This morning, as always while I am putting on my face, I check my messages , email ect. Well I have been leaving messages on my youngest daughters Kara, myspace page for last couple months, We have not seen one another since she was 7, she is now 19. I will tell you more as to why when I have time, okay. Just put it this way after my divorce, by time my ex was done emotionally abusing me , I was a mess. Emotionally a wreck so I let her stay living with him.
Anyways , before I lose track. Well, I heard from her this morning! We talked last december, and I really thought then we were on the way to reuniting. But I never heard from her again so I put it in gods hands. She messaged me saying she is now ready to talk to me, and also needs my help with something, she even headed it mommy.
Is there hope for us!? I do not know what type of person my daughter has grown up to be, It was after I had to leave maine to come home to washington , because my ex was trying to mentally mess with me, using her as a pawn to get sex and I just could not take it anymore.
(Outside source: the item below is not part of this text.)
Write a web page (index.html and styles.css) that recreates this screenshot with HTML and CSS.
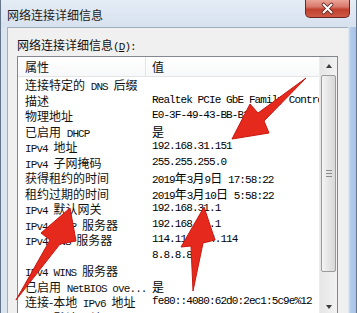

I came home and shortly relapsed into meth and stayed deep in addicition till 22 months ago.
That was in 1995.. But what I am thinking is I am so HAPPY, to have this hope, but then a part of me wonders what it is she needs help on, is she trying to get something besides my love , as her mom.
I love her, and I am praying on this. I feel in GODS time, we will be given the chance to rebuild , as Mom and Daughter, is this the time??
But I will always have HOPE!
say a prayer for us, I have been waiting for this day for many years!